Centre researchers are investigating pipeline safety issues and the impact of third-party organisations (outside the pipeline industry), and have presented their research at two major industry events.
Dr Vanessa McDermott presented a paper co-authored with Associate Professor Jan Hayes at the 11th Annual Energy Pipelines Cooperative Research Centre (CRC) Research Seminar in June.
In October, Dr McDermott also presented the paper at the annual Australian Pipeline and Gas Association convention, a major event attracting national and international industry representatives.
Titled ‘What is Risk? Third party motivations to reduce the potential for pipeline strike’, the paper outlines findings from an Energy Pipelines CRC project.
The project explored the risk perceptions of a non-pipeline industry organisation involved in work near high-pressure gas transmission pipelines.
McDermott noted that despite awareness of the risk of pipeline damage, the organisation tended to see this as primarily a business risk, contributing to organisational ‘risk shifting’.

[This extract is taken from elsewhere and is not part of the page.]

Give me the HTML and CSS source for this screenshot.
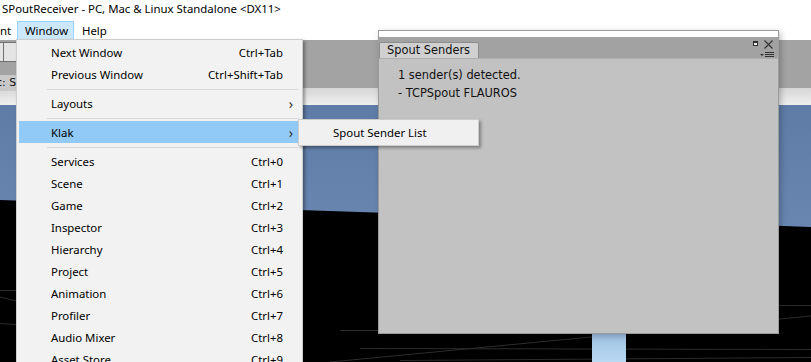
FILE: index.html
```html
<!DOCTYPE html>
<html>
<head>
<meta charset="utf-8">
<link rel="stylesheet" href="styles.css">
</head>
<body>
<div class="app">
  <div class="titlebar">SPoutReceiver - PC, Mac &amp; Linux Standalone &lt;DX11&gt;</div>
  <div class="menubar">
    <span class="mitem cut">nt</span>
    <span class="mitem active">Window</span>
    <span class="mitem">Help</span>
  </div>
  <div class="toolbar">
    <div class="tbtns"><span class="tb"></span><span class="tb"></span></div>
    <div class="tlabel">c: St</div>
  </div>
  <div class="band"></div>
  <div class="scene">
    <svg class="scene-svg" width="811" height="257" viewBox="0 0 811 257">
      <defs>
        <linearGradient id="sky" x1="0" y1="0" x2="0" y2="1">
          <stop offset="0" stop-color="#5f7ca7"/>
          <stop offset="1" stop-color="#7391bb"/>
        </linearGradient>
        <linearGradient id="lb" x1="0" y1="0" x2="0" y2="1">
          <stop offset="0" stop-color="#9fc2e4"/>
          <stop offset="1" stop-color="#b9d8f1"/>
        </linearGradient>
      </defs>
      <rect x="0" y="0" width="811" height="257" fill="url(#sky)"/>
      <polygon points="0,95 811,122 811,257 0,257" fill="#000"/>
      <g stroke="#2c2c2c" stroke-width="1" fill="none">
        <line x1="0" y1="185.5" x2="16" y2="185.5"/>
        <line x1="0" y1="192" x2="16" y2="196"/>
        <line x1="0" y1="218.5" x2="16" y2="219.5"/>
        <line x1="340" y1="225.5" x2="378" y2="225.5"/>
        <line x1="360" y1="243.5" x2="811" y2="244.5"/>
        <line x1="330" y1="257" x2="811" y2="211"/>
        <line x1="779" y1="200.5" x2="811" y2="200.5"/>
        <line x1="400" y1="255.5" x2="811" y2="252.5"/>
      </g>
      <rect x="592" y="229" width="34" height="28" fill="url(#lb)"/>
    </svg>
  </div>

  <div class="uwin">
    <div class="uwin-top"></div>
    <div class="uwin-tabs">
      <div class="utab">Spout Senders</div>
      <div class="uicons">
        <svg width="28" height="21" viewBox="0 0 28 21">
          <rect x="3.5" y="4.5" width="4" height="4" fill="#f2f2f2" stroke="#2e2e2e"/>
          <rect x="3" y="4" width="5" height="2" fill="#2e2e2e"/>
          <path d="M14.5 3.5 L22.5 11.5 M22.5 3.5 L14.5 11.5" stroke="#333" stroke-width="1.1"/>
          <path d="M10 17 L14 17 L12 19 Z" fill="#333"/>
          <path d="M15 15.5 H24 M15 17.5 H24 M15 19.5 H24" stroke="#333" stroke-width="1"/>
        </svg>
      </div>
    </div>
    <div class="uwin-body">
      <div class="uline">1 sender(s) detected.</div>
      <div class="uline">- TCPSpout FLAUROS</div>
    </div>
  </div>

  <div class="dropdown">
    <div class="item"><span>Next Window</span><span class="sc">Ctrl+Tab</span></div>
    <div class="item"><span>Previous Window</span><span class="sc">Ctrl+Shift+Tab</span></div>
    <div class="sep"></div>
    <div class="item"><span>Layouts</span><span class="arrow">&#x203A;</span></div>
    <div class="sep"></div>
    <div class="item hl"><span>Klak</span><span class="arrow">&#x203A;</span></div>
    <div class="sep"></div>
    <div class="item"><span>Services</span><span class="sc">Ctrl+0</span></div>
    <div class="item"><span>Scene</span><span class="sc">Ctrl+1</span></div>
    <div class="item"><span>Game</span><span class="sc">Ctrl+2</span></div>
    <div class="item"><span>Inspector</span><span class="sc">Ctrl+3</span></div>
    <div class="item"><span>Hierarchy</span><span class="sc">Ctrl+4</span></div>
    <div class="item"><span>Project</span><span class="sc">Ctrl+5</span></div>
    <div class="item"><span>Animation</span><span class="sc">Ctrl+6</span></div>
    <div class="item"><span>Profiler</span><span class="sc">Ctrl+7</span></div>
    <div class="item"><span>Audio Mixer</span><span class="sc">Ctrl+8</span></div>
    <div class="item"><span>Asset Store</span><span class="sc">Ctrl+9</span></div>
  </div>

  <div class="submenu">
    <div class="subitem">Spout Sender List</div>
  </div>
</div>
</body>
</html>
```

FILE: styles.css
```css
html, body {
  margin: 0;
  padding: 0;
}
body {
  width: 811px;
  height: 362px;
  overflow: hidden;
  font-family: "Noto Sans", "Open Sans", sans-serif;
}
.app {
  position: relative;
  width: 811px;
  height: 362px;
  overflow: hidden;
  display: flex;
  flex-direction: column;
  background: #000;
}
.titlebar {
  height: 20px;
  flex: none;
  background: #fff;
  color: #000;
  font-size: 11.4px;
  line-height: 17px;
  padding-left: 2px;
  white-space: nowrap;
}
.menubar {
  height: 20px;
  flex: none;
  background: #fff;
  display: flex;
  align-items: stretch;
  font-size: 11.4px;
}
.mitem {
  display: flex;
  align-items: center;
  padding: 0 7px;
  border: 1px solid transparent;
  margin-top: 1px;
  height: 17px;
}
.mitem.cut {
  padding: 0;
  margin-left: -1px;
  width: 16px;
}
.mitem.active {
  background: #cce8ff;
  border-color: #99d1ff;
  width: 41px;
}
.toolbar {
  height: 48px;
  flex: none;
  background: #a3a3a3;
  position: relative;
}
.tbtns {
  display: flex;
  margin-top: 2px;
  margin-left: -10px;
  height: 20px;
}
.tb {
  width: 12px;
  height: 18px;
  background: #e4e4e4;
  border: 1px solid #707070;
  border-right: none;
}
.tb + .tb {
  width: 13px;
  border-right: 1px solid #707070;
}
.tlabel {
  margin-top: 13px;
  margin-left: -4px;
  font-family: "DejaVu Sans", sans-serif;
  font-size: 11px;
  color: #111;
  background: #c8c8c8;
  width: 40px;
  height: 16px;
  line-height: 16px;
  white-space: nowrap;
}
.band {
  height: 17px;
  flex: none;
  background: linear-gradient(#d6d6d6, #efefef);
}
.scene {
  flex: 1;
  position: relative;
}
.scene-svg {
  display: block;
}

/* Windows dropdown */
.dropdown {
  position: absolute;
  left: 16px;
  top: 39px;
  width: 279px;
  padding: 1px 4px 2px 2px;
  background: #f2f2f2;
  border: 1px solid #cccccc;
  box-shadow: 2px 2px 3px rgba(0, 0, 0, 0.35);
  font-size: 11.4px;
  color: #000;
}
.item {
  position: relative;
  height: 22px;
  display: flex;
  align-items: center;
  justify-content: space-between;
  padding: 0 15px 0 32px;
  white-space: nowrap;
}
.item.hl {
  background: #91c9f7;
}
.arrow {
  position: absolute;
  right: 5px;
  top: 2px;
  font-size: 14px;
  color: #333;
}
.sep {
  height: 1px;
  margin: 4px 0 2px 28px;
  background: #d7d7d7;
}
.submenu {
  position: absolute;
  left: 298px;
  top: 119px;
  width: 179px;
  height: 25px;
  background: #f0f0f0;
  border: 1px solid #cccccc;
  box-shadow: 2px 2px 3px rgba(0, 0, 0, 0.35);
  font-size: 11.4px;
}
.subitem {
  padding-left: 34px;
  height: 25px;
  line-height: 25px;
  white-space: nowrap;
}

/* Unity floating window */
.uwin {
  position: absolute;
  left: 378px;
  top: 30px;
  width: 399px;
  height: 302px;
  border: 1px solid #9b9b9b;
  background: #c2c2c2;
  box-shadow: 2px 2px 6px rgba(0, 0, 0, 0.25);
  display: flex;
  flex-direction: column;
  font-family: "DejaVu Sans", sans-serif;
}
.uwin-top {
  height: 6px;
  flex: none;
  background: #fff;
}
.uwin-tabs {
  height: 21px;
  flex: none;
  background: #a2a2a2;
  display: flex;
  align-items: flex-end;
  justify-content: space-between;
}
.utab {
  height: 15px;
  padding: 0 7px;
  width: 84px;
  background: #d0d0d0;
  border: 1px solid #8c8c8c;
  border-bottom: none;
  border-radius: 2px 2px 0 0;
  font-size: 11.4px;
  line-height: 15px;
  color: #111;
  white-space: nowrap;
}
.uicons {
  align-self: flex-start;
  height: 21px;
}
.uicons svg {
  display: block;
}
.uwin-body {
  flex: 1;
  border-top: 1px solid #b0b0b0;
  padding: 7px 0 0 19px;
}
.uline {
  font-size: 11.4px;
  line-height: 18px;
  color: #111;
  white-space: nowrap;
}
```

This meant that the organisation, prioritising an ambitious project schedule, passed on the responsibility for managing the potential of a catastrophic pipeline rupture to sub-contractors.
This responsibility included mandatory compliance with work procedures stipulated by top management in the organisation.
The research found that compliance-heavy approaches can mean that adherence to procedures becomes a substitute for safety, rather than the means to achieve a goal.
In some cases, this means that it is not possible to follow the imposed rules and also meet other critical business objectives.
This is particularly because it is the people at the bottom of the contracting chain who carry uncertainty surrounding the cost of compliance.
Evidence to date suggests that small contractors have a significant incentive to work quickly in the interest of their business and may neglect their personal safety and public safety to do so.
This issue will be investigated in more detail in the next phase of the research.